The standard domestic electricity supply in France is single phase 230 volts, 50Hz. It is also common to find a 3–phase 380v distributed supply in larger properties.
The electricity supply authority EDF (Electricite de France) will provide a meter, fuses and a main current operated circuit breaker (disjoncteur différentiel). They are the property of EDF and are security sealed to avoid tampering, for which there is a fine.
The consumer connection can only be to the outgoing terminals of the disjoucteur différentiel which is not sealed and available to the consumer.
The EDF (disjoncteur différentiel) is rated to suit your tariff and has a sensitivity of 500ma or in some cases 650ma. This sensitivity level is not suitable for the protection of people and a second device with a sensitivity of 30 ma must be installed in the consumer unit to provide earth fault protection.
The function of the EDF device is to protect you from faults that might occur both inside and external to your property and ensure you do not use more current than your selected electricity tariff allows. It will be calibrated in amps corresponding to your tariff and should you constantly exceed this value it will trip the electrical supply.
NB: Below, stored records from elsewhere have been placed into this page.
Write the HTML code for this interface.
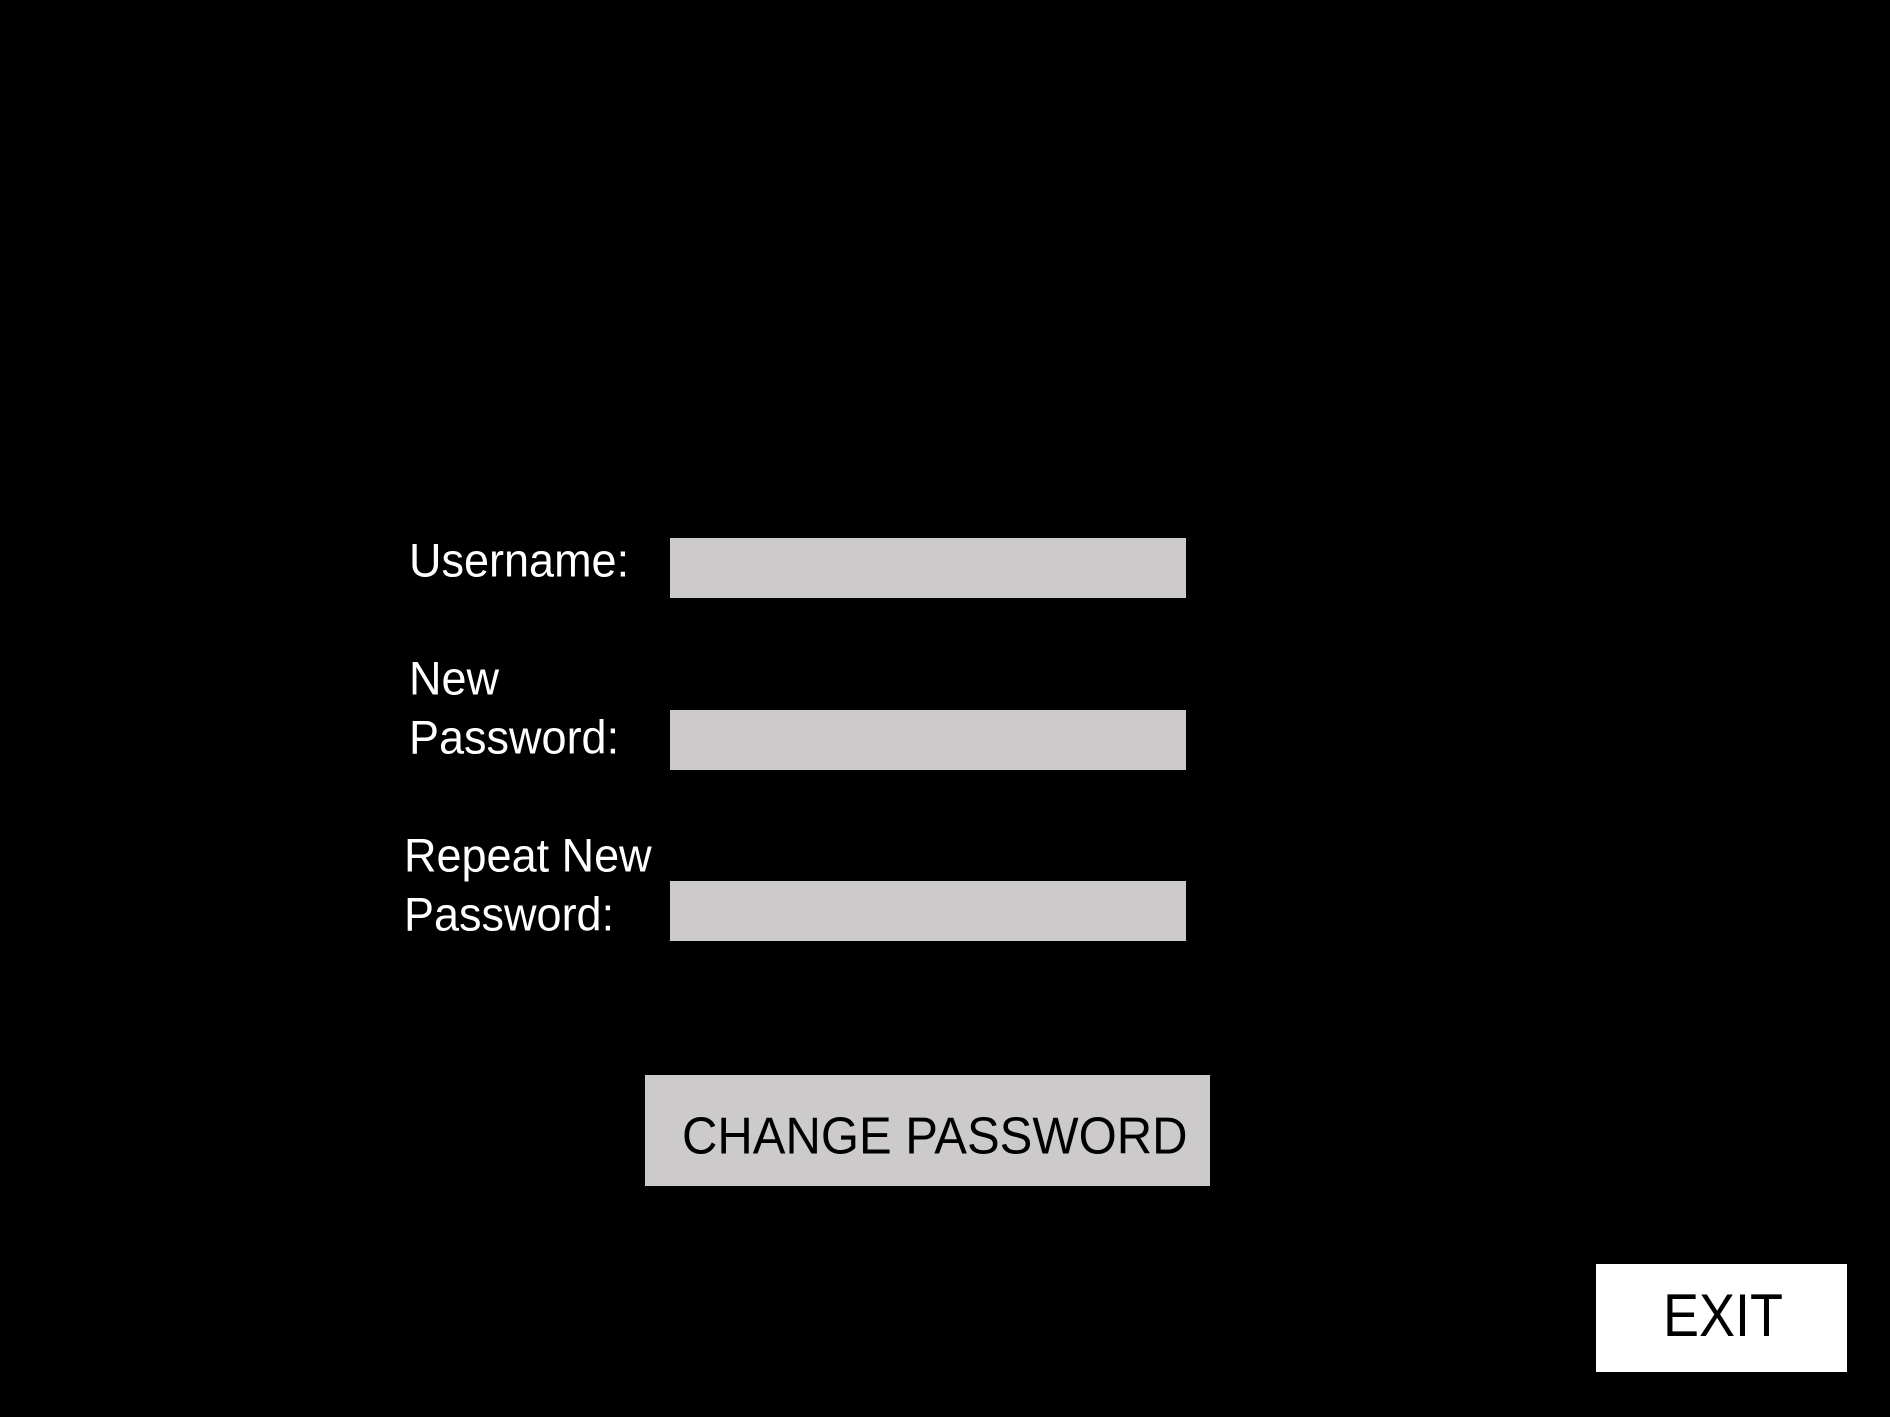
<!DOCTYPE html>
<html><head><meta charset="utf-8"><style>
html,body{margin:0;padding:0;background:#000;width:1890px;height:1417px;overflow:hidden}
body{position:relative;font-family:"Liberation Sans",sans-serif}
.t{position:absolute;line-height:1;color:#fff;font-size:45px;white-space:nowrap;transform-origin:left bottom}
.b{position:absolute;background:#cccacb}
</style></head><body>
<div class="t" style="left:409px;top:539px;transform:scaleY(1.06)">Username:</div>
<div class="b" style="left:670px;top:538px;width:516px;height:60px"></div>
<div class="t" style="left:409px;top:657px;transform:scaleY(1.06)">New</div>
<div class="t" style="left:409px;top:716px;transform:scaleY(1.06)">Password:</div>
<div class="b" style="left:670px;top:710px;width:516px;height:60px"></div>
<div class="t" style="left:404px;top:834px;transform:scaleY(1.06)">Repeat New</div>
<div class="t" style="left:404px;top:893px;transform:scaleY(1.06)">Password:</div>
<div class="b" style="left:670px;top:881px;width:516px;height:60px"></div>
<div class="b" style="left:645px;top:1075px;width:565px;height:111px"></div>
<div class="t" style="left:682px;top:1114px;font-size:49px;color:#000;transform:scaleY(1.06)">CHANGE PASSWORD</div>
<div style="position:absolute;left:1596px;top:1264px;width:251px;height:108px;background:#fff"></div>
<div class="t" style="left:1663px;top:1292px;font-size:54px;color:#000;transform:scaleY(1.12)">EXIT</div>
</body></html>
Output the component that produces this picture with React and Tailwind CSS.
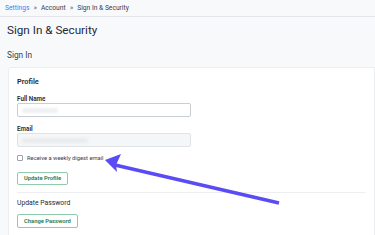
export default function App() {
  return (
    <div className="relative h-[235px] w-[375px] overflow-hidden bg-[#f8f9fb] font-['Roboto',sans-serif] text-[#1f2937]">
      <div className="flex h-[17px] items-center gap-[4px] border-b border-[#e3e5ea] px-[5px] text-[6.7px] text-[#374151]">
        <span className="text-[#3b82f6]">Settings</span>
        <span className="text-[7.5px] leading-none text-[#6b7280]">»</span>
        <span>Account</span>
        <span className="text-[7.5px] leading-none text-[#6b7280]">»</span>
        <span>Sign In &amp; Security</span>
      </div>
      <h1 className="pl-[7px] pt-[5px] text-[11.7px] leading-[16px] text-[#1f2937]">Sign In &amp; Security</h1>
      <div className="pl-[7px] pt-[11px] text-[8.3px] leading-[12px] text-[#374151]">Sign In</div>
      <div className="ml-[8px] mt-[6px] rounded-tl-[3px] border border-[#eceef2] bg-white pl-[8px] pr-[9px] pt-[9px]">
        <div className="text-[7.4px] font-semibold leading-[10px] text-[#1f2937]">Profile</div>
        <div className="mt-[8px] text-[6.3px] font-semibold leading-[8px] text-[#1f2937]">Full Name</div>
        <div className="flex h-[14px] w-[174px] items-center rounded-[2px] border border-[#c9cdd4] bg-white px-[4px]">
          <div className="h-[5px] w-[36px] rounded-sm bg-[#eef0f3] blur-[1px]" />
        </div>
        <div className="mt-[8px] text-[6.3px] font-semibold leading-[8px] text-[#1f2937]">Email</div>
        <div className="flex h-[14px] w-[174px] items-center rounded-[2px] border border-[#dfe2e6] bg-[#f5f6f7] px-[4px]">
          <div className="h-[5px] w-[66px] rounded-sm bg-[#e9ebee] blur-[1px]" />
        </div>
        <label className="mt-[6px] flex h-[10px] items-center gap-[4px] text-[5.8px] text-[#374151]">
          <span className="h-[6px] w-[6px] rounded-[1px] border border-[#9ca3af] bg-white" />
          Receive a weekly digest email
        </label>
        <button className="mt-[9px] flex h-[13px] items-center rounded-[2px] border border-[#8fcaab] bg-white px-[6px] text-[5.8px] font-semibold text-[#1f7a4d]">
          Update Profile
        </button>
        <div className="mt-[7px] border-t border-[#eceef2]" />
        <div className="mt-[5px] text-[6.8px] leading-[10px] text-[#1f2937]">Update Password</div>
        <button className="mt-[6px] flex h-[14px] items-center rounded-[2px] border border-[#8fcaab] bg-white px-[6px] text-[5.8px] font-semibold text-[#1f7a4d]">
          Change Password
        </button>
        <div className="h-[10px]" />
      </div>
      <svg className="pointer-events-none absolute left-0 top-0" width="375" height="235" viewBox="0 0 375 235">
        <line x1="279" y1="203" x2="115" y2="165" stroke="#5a4cf4" strokeWidth="3.5" />
        <polygon points="105,160 121,154 116,165 117,172" fill="#5a4cf4" />
      </svg>
    </div>
  );
}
If you experience this device tripping when you use several electrical appliances at the same time you may need to have the device rating increased which can only be done by EDF and there may be a charge for the service.
A property with a single phase supply less than 30amps (6KW) will almost certainly need upgrading to cope with the loading of modern appliances. A single phase 45 amps (9KW) supply is adequate for a 2-3 bedroom house unless you have an electric cooker or electric central heating then it should be 60amps (12KW), the maximum supply available to you is 90amps (18KW).
An upgrade will incur higher standing charges which may not be the best solution if your property is just for holiday use. Alternatively, devices are available (delesteurs) which prioritise your power consumption for the most economical use. Professional advice should be sought about their application and installation.
Unlike the UK authorities, EDF do not provide an earth connection. This is the responsibility of the consumer and must be installed. It should be adequate for the size of the supply to the property and protection of any occupants.
3 – phase supplies and installations require some expertise and in general are only useful where you need to operate electrical machines. They are more expensive to install and maintain than the equivalent single phase solution.
Supplies in France are not regulated as they are in the UK, this means they can fluctuate up and down which can cause computers or other microprocessor based equipment to fail. It is advisable to fit voltage stabilisers and surge suppressors to sensitive equipment. Voltage drop is common, particularly in the countryside and if severe you should consult EDF to avoid problems with electrical appliances.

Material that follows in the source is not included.